It’s Time to Tune Up Contact Routing

Improve the customer experience with more effective contact center routing
Illustration by Gina Park

Contact center leaders often express dissatisfaction with their current technology. They think that if they’d just implement some new technology, they’d be primed to achieve their business goals. Yet many centers have substantial opportunities to optimize efficiency and improve the customer experience by getting more out of what they already have.

One of the most impactful ways to improve the agent and customer experience is more effective routing. Many centers have not implemented skills-based routing well if at all. The same can be said of conditional routing. And don’t get me started on prompting: customers’ first impressions of contact centers are often bad ones.

Skills-based routing often gets overlooked under the premise that all agents can handle all calls. On the surface, it seems like a good strategy for maximizing efficiency. In reality, there’s often a steep learning curve before agents are competent and comfortable fielding all kinds of contacts. Moreover, when skills-based routing gets implemented in these settings, it’s often set to deliver calls to these “universal agents” at the same priority. It frustrates customers who experience long hold times only to find that their agents lack the skill level to address their issues.

By contrast, phone prompts can help callers self-select for routing to agents who have been specifically trained to handle their call types. Skills are then added to each agent profile as proficiency develops. Successful implementations call out the more advanced transactions without over-segmenting skills into small, inefficient workgroups. They also ensure each recorded prompt adds value to the customer experience and facilitates the connection with the appropriately skilled agents. If there’s no value add, get rid of the prompt!

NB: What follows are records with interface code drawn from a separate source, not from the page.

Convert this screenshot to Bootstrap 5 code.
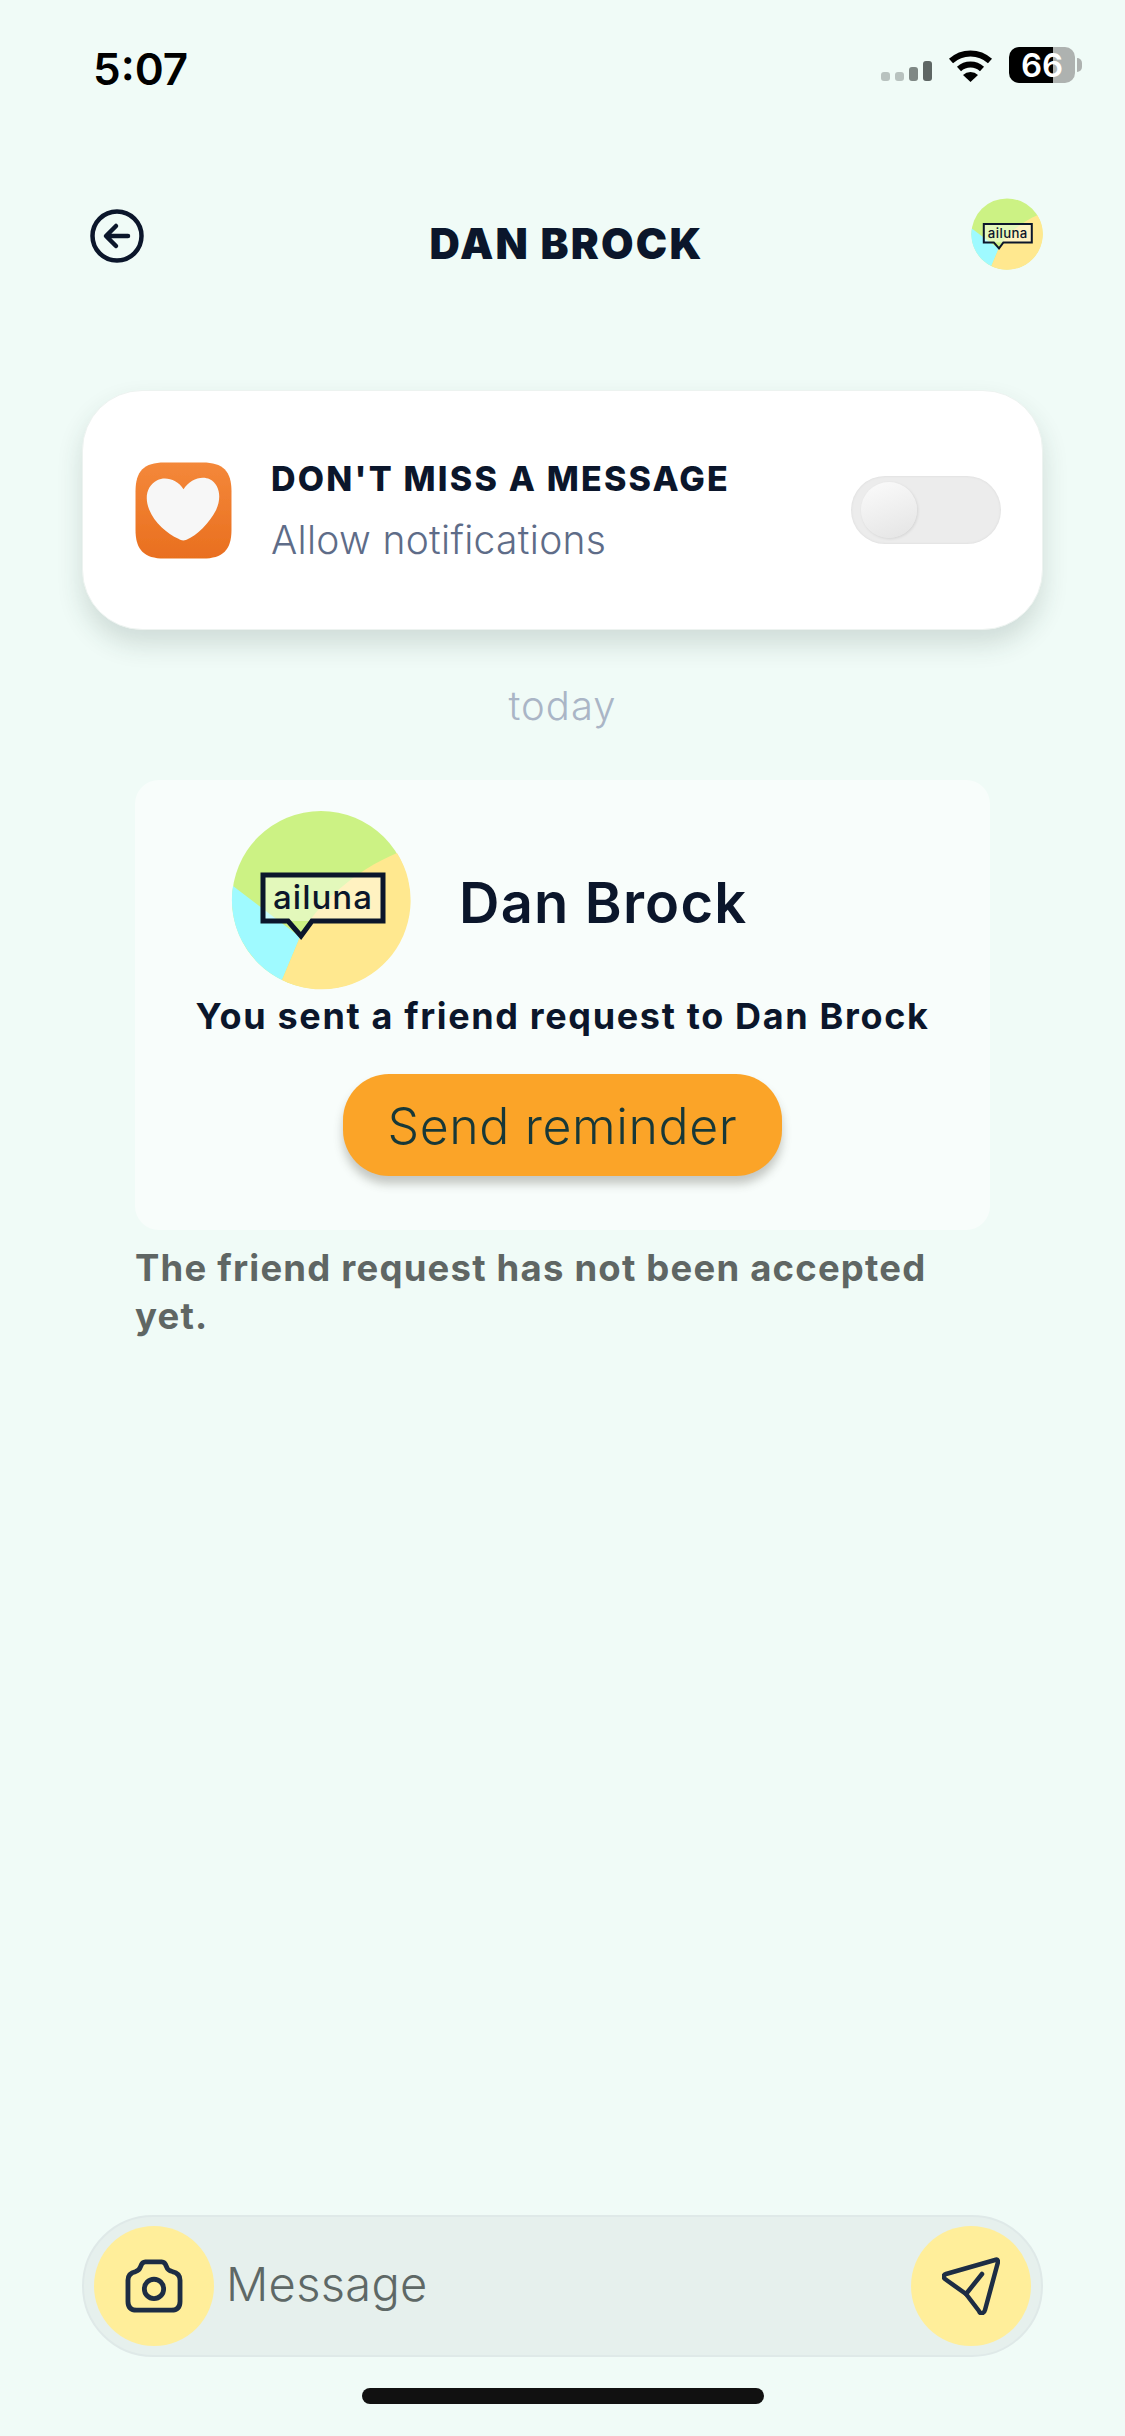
<!DOCTYPE html>
<html lang="en">
<head>
    <meta charset="UTF-8">
    <meta name="viewport" content="width=device-width, initial-scale=1.0">
    <title>Dan Brock</title>
    <link rel="stylesheet" href="https://cdn.jsdelivr.net/npm/bootstrap@5.3.0/dist/css/bootstrap.min.css">
    <style>
        html, body { height: 2436px; }
        body { background: #f0fbf7; font-family: Inter, "Liberation Sans", sans-serif; color: #0b162b; overflow: hidden; }
        .phone { width: 1125px; height: 2436px; }

        .status-row { height: 135px; padding: 47px 43px 0 93px; }
        .clock { font-size: 44px; font-weight: 600; line-height: 44px; color: #000; }
        .signal { gap: 5px; margin-right: 16px; margin-top: 12px; }
        .signal i { display: block; width: 9px; border-radius: 3px; }
        .sig-a { height: 9px; background: #b8c2bf; }
        .sig-b { height: 14px; background: #7f8885; }
        .sig-c { height: 20px; background: #5e6664; }
        .wifi { width: 45px; height: 33px; margin-right: 16px; }
        .battery { width: 66px; height: 36px; border-radius: 10px; background: linear-gradient(90deg, #000 67%, #aeb2b0 67%); color: #fff; font-size: 33px; font-weight: 600; line-height: 36px; text-align: center; }
        .battery-nub { width: 5px; height: 14px; border-radius: 0 5px 5px 0; background: #aeb2b0; margin-left: 2px; }

        .top-head { display: grid; grid-template-columns: 1fr auto 1fr; height: 72px; margin-top: 63px; padding: 0 82px 0 90px; }
        .back-icon { width: 54px; height: 54px; margin-top: 11px; }
        .head-name { font-size: 42px; font-weight: 900; line-height: 40px; margin: 26px 0 0; letter-spacing: 2.2px; }
        .avatar-sm { width: 72px; height: 72px; }

        .notify-card { width: 961px; height: 240px; margin: 120px 0 0 82px; padding: 0 41px 0 51px; background: #fff; border-radius: 60px; box-shadow: 0 14px 26px rgba(40, 60, 55, .16); border: 1px solid #edf3f0; }
        .heart-box { width: 99px; height: 99px; margin-right: 38px; }
        .notify-title { font-size: 34px; font-weight: 800; line-height: 40px; letter-spacing: 2.2px; }
        .notify-sub { font-size: 39px; font-weight: 300; line-height: 44px; letter-spacing: .3px; color: #5e6c88; margin-top: 19px; }
        .toggle-track { width: 150px; height: 68px; border-radius: 34px; background: #ececec; padding: 0 0 0 10px; box-shadow: inset 0 0 3px rgba(0, 0, 0, .08); }
        .toggle-knob { width: 56px; height: 56px; border-radius: 50%; background: linear-gradient(160deg, #fbfbfb, #e4e4e4); box-shadow: 1px 1px 3px rgba(0, 0, 0, .1); }

        .day-label { font-size: 40px; font-weight: 300; line-height: 46px; letter-spacing: 1px; color: #aab5c6; margin-top: 53px; }

        .msg-box { width: 855px; height: 450px; margin: 51px 0 0 135px; padding-top: 30px; background: #f8fdfb; border-radius: 24px; }
        .msg-person { padding-left: 96px; height: 180px; }
        .avatar-lg { width: 180px; height: 180px; margin-right: 48px; }
        .person-name { font-size: 56px; font-weight: 600; letter-spacing: 1.2px; padding-top: 6px; }
        .msg-text { font-size: 36px; font-weight: 700; line-height: 44px; letter-spacing: 1.65px; margin-top: 4px; }
        .remind-btn { width: 439px; height: 102px; margin-top: 36px; padding: 3px 0 0; border: 0; border-radius: 46px; background: #fba428; color: #173838; font-size: 50px; font-weight: 300; letter-spacing: .6px; box-shadow: 0 8px 10px rgba(60, 60, 50, .28); }
        .remind-btn:hover { background: #fba428; color: #173838; }
        .pending-text { width: 855px; margin: 14px 0 0 135px; font-size: 36.5px; font-weight: 700; line-height: 48px; letter-spacing: 1.2px; color: #5f6664; }

        .composer { width: 961px; height: 142px; margin: auto 0 0 82px; padding: 0 10px; background: #e6f0ed; border: 2px solid #dfe9e8; border-radius: 71px; }
        .round-btn { width: 120px; height: 120px; padding: 0; border: 0; border-radius: 50%; background: #ffee9a; }
        .msg-input, .msg-input:focus { background: transparent; border: 0; box-shadow: none; padding: 0 0 4px 12px; font-size: 47px; font-weight: 300; letter-spacing: .3px; color: #5e6866; }
        .msg-input::placeholder { color: #5e6866; opacity: 1; }
        .home-bar { width: 402px; height: 16px; margin: 31px auto 32px; border-radius: 8px; background: #111; }
    </style>
</head>
<body>
    <div class="phone d-flex flex-column">
        <div class="status-row d-flex justify-content-between align-items-start">
            <div class="clock">5:07</div>
            <div class="d-flex align-items-center">
                <div class="signal d-flex align-items-end">
                    <i class="sig-a"></i><i class="sig-a"></i><i class="sig-b"></i><i class="sig-c"></i>
                </div>
                <svg class="wifi" viewBox="0 0 45 33">
                    <path d="M3 12 A29 29 0 0 1 42 12" fill="none" stroke="#000" stroke-width="6"/>
                    <path d="M11 20 A17 17 0 0 1 34 20" fill="none" stroke="#000" stroke-width="6"/>
                    <path d="M15 26 A11 11 0 0 1 30 26 L22.5 33 Z" fill="#000"/>
                </svg>
                <div class="battery">66</div>
                <div class="battery-nub"></div>
            </div>
        </div>

        <div class="top-head">
            <div>
                <svg class="back-icon d-block" viewBox="0 0 54 54" fill="none" stroke="#0b162b" stroke-width="4.5" stroke-linecap="round" stroke-linejoin="round">
                    <circle cx="27" cy="27" r="24.5"/>
                    <path d="M26 17 L16 27 L26 37 M17 27 H38"/>
                </svg>
            </div>
            <h1 class="head-name">DAN BROCK</h1>
            <div class="d-flex justify-content-end">
                <svg class="avatar-sm" viewBox="0 0 180 180">
                    <circle cx="90" cy="90" r="89" fill="#ccf284"/>
                    <path d="M69 127 L2 76 A89 89 0 0 0 51 170 Z" fill="#9ffaff"/>
                    <path d="M69 127 C84 95 125 60 166 43 A89 89 0 0 1 51 170 Z" fill="#ffe88f"/>
                    <rect x="32" y="65" width="120" height="46" fill="#fff" fill-opacity=".45"/>
                    <path d="M32 65 H152 V111 H81 L70 126 L57 111 H32 Z" fill="none" stroke="#0b162b" stroke-width="5"/>
                    <text x="92" y="99" text-anchor="middle" font-family="Inter, sans-serif" font-size="33" font-weight="500" letter-spacing="1" fill="#0b162b">ailuna</text>
                </svg>
            </div>
        </div>

        <div class="notify-card d-flex align-items-center">
            <svg class="heart-box flex-shrink-0" viewBox="0 0 98 98">
                <defs>
                    <linearGradient id="orangeFill" x1="0" y1="0" x2="0" y2="1">
                        <stop offset="0" stop-color="#f4883a"/>
                        <stop offset="1" stop-color="#e96f1f"/>
                    </linearGradient>
                    <filter id="softEdge"><feGaussianBlur stdDeviation=".7"/></filter>
                </defs>
                <path d="M30 1.5 H68 C88 1.5 96.500 10 96.500 30 V68 C96.500 88 88 96.500 68 96.500 H30 C10 96.500 1.500 88 1.500 68 V30 C1.500 10 10 1.500 30 1.500 Z" fill="url(#orangeFill)" filter="url(#softEdge)"/>
                <path d="M49 28 C55 18 67 14 75 18 C85 23 87 37 81 49 C75 61 62 74 52 78 C49 79 47 79 44 77 C33 72 20 61 15 48 C10 36 13 24 23 19 C31 15 43 18 49 28 Z" fill="#f7f7f7"/>
            </svg>
            <div class="flex-grow-1">
                <div class="notify-title">DON'T MISS A MESSAGE</div>
                <div class="notify-sub">Allow notifications</div>
            </div>
            <div class="toggle-track d-flex align-items-center">
                <div class="toggle-knob"></div>
            </div>
        </div>

        <div class="day-label text-center">today</div>

        <div class="msg-box">
            <div class="msg-person d-flex align-items-center">
                <svg class="avatar-lg flex-shrink-0" viewBox="0 0 180 180">
                    <circle cx="90" cy="90" r="89" fill="#ccf284"/>
                    <path d="M69 127 L2 76 A89 89 0 0 0 51 170 Z" fill="#9ffaff"/>
                    <path d="M69 127 C84 95 125 60 166 43 A89 89 0 0 1 51 170 Z" fill="#ffe88f"/>
                    <rect x="32" y="65" width="120" height="46" fill="#fff" fill-opacity=".45"/>
                    <path d="M32 65 H152 V111 H81 L70 126 L57 111 H32 Z" fill="none" stroke="#0b162b" stroke-width="5"/>
                    <text x="92" y="99" text-anchor="middle" font-family="Inter, sans-serif" font-size="33" font-weight="500" letter-spacing="1" fill="#0b162b">ailuna</text>
                </svg>
                <div class="person-name">Dan Brock</div>
            </div>
            <div class="msg-text text-center">You sent a friend request to Dan Brock</div>
            <div class="text-center">
                <button type="button" class="btn remind-btn">Send reminder</button>
            </div>
        </div>
        <div class="pending-text">The friend request has not been accepted yet.</div>

        <div class="composer d-flex align-items-center">
            <button type="button" class="btn round-btn d-flex align-items-center justify-content-center flex-shrink-0" aria-label="Camera">
                <svg width="58" height="54" viewBox="0 0 60 56" fill="none" stroke="#1d2d44" stroke-width="5" stroke-linecap="round" stroke-linejoin="round">
                    <path d="M21 3 H38 C41 3 42 5 43 8 C44 11 45 12 49 13 C54 14 57 17 57 22 V44 C57 50 54 53 48 53 H12 C6 53 3 50 3 44 V22 C3 17 6 14 11 13 C14 12 15 11 16 8 C17 5 18 3 21 3 Z"/>
                    <circle cx="30" cy="31" r="10"/>
                </svg>
            </button>
            <input type="text" class="form-control msg-input" placeholder="Message" aria-label="Message">
            <button type="button" class="btn round-btn d-flex align-items-center justify-content-center flex-shrink-0" aria-label="Send">
                <svg width="58" height="58" viewBox="0 0 58 58" fill="none" stroke="#1d2d44" stroke-width="4.5" stroke-linecap="round" stroke-linejoin="round">
                    <path d="M53 3 C55 2 56 3 56 5 L43 53 C42 57 38 57 37 54 L24 37 L3 22 C1 20 1 18 4 17 Z"/>
                    <path d="M24 37 L40 17"/>
                </svg>
            </button>
        </div>
        <div class="home-bar"></div>
    </div>
    <script src="https://cdn.jsdelivr.net/npm/bootstrap@5.3.0/dist/js/bootstrap.bundle.min.js"></script>
</body>
</html>
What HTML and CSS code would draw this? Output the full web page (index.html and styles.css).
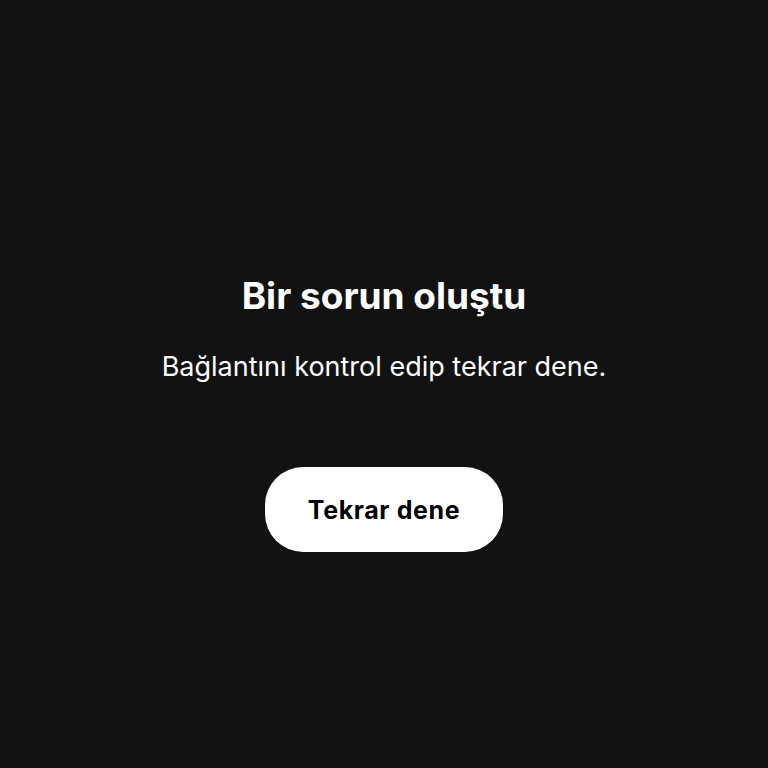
FILE: index.html
```html
<!DOCTYPE html>
<html lang="tr">
<head>
<meta charset="utf-8">
<link rel="stylesheet" href="styles.css">
</head>
<body>
<main class="error">
  <h1 class="error-title">Bir sorun oluştu</h1>
  <p class="error-text">Bağlantını kontrol edip tekrar dene.</p>
  <button class="retry">Tekrar dene</button>
</main>
</body>
</html>
```
FILE: styles.css
```css
html, body {
  margin: 0;
  padding: 0;
  background: #121212;
}
body {
  width: 768px;
  height: 768px;
  font-family: Inter, "Liberation Sans", sans-serif;
}
.error {
  display: flex;
  flex-direction: column;
  align-items: center;
  padding-top: 273px;
}
.error-title {
  margin: 0;
  font-size: 37px;
  line-height: 46px;
  font-weight: 700;
  color: #ffffff;
  letter-spacing: 0;
}
.error-text {
  margin: 31px 0 0;
  font-size: 27px;
  line-height: 34px;
  font-weight: 400;
  color: #ffffff;
  letter-spacing: 0;
}
.retry {
  margin-top: 83px;
  width: 238px;
  height: 85px;
  border: none;
  border-radius: 38px;
  background: #ffffff;
  color: #000000;
  font-family: inherit;
  font-size: 25px;
  font-weight: 700;
  letter-spacing: 0.6px;
  padding: 0;
}
```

All centers should give careful consideration to how data could be used to identify the customer and call purpose based on what you know. It can spare customers the tedium of listening to unnecessarily lengthy prompts. Vendors use terms like “context-based” routing to tout this capability. It’s really just the latest incarnation of data-directed routing, which has been around for over 20 years. It’s time to do it!

The mechanics of “context-based” routing are rather straight-forward. Identify the customer using ANI, IVR-entered account/customer #, or biometrics for advanced centers, and then use available data on the customer, the contact and transaction history, current status, external data, etc. to apply business rules and/or categorization. Then, offer only relevant prompts for the customer’s profile and situation. You may be able to predict the call purpose and route to the most appropriate agent, or offer customized service based on the customer’s relationship with the company. At the very least, you should acknowledge that you know who is calling by personalizing the experience.

Don’t forget omnichannel! While many centers still predominantly handle voice calls, channel diversity and customer expectations put pressure on centers to route contacts properly across all offered channels. Routing tools should be deployed for each media you handle, with associated reporting and metrics. Ideally, routing should be seamless and integrated across channels such that customers can get the same high level of service when they use their channel(s) of choice or switch between them.

To begin, take inventory of your options, develop a plan and pursue smart routing with email, chat and text/SMS. Look for opportunities to extend your “ACD routing” to other media through additional licensing or add-ons. If your CRM is a plausible option for a routing engine (typically for non-voice media), consider how you will integrate across channels. If you use standalone routing tools (e.g., a separate cloud solution for web chat), define plans to integrate or replace.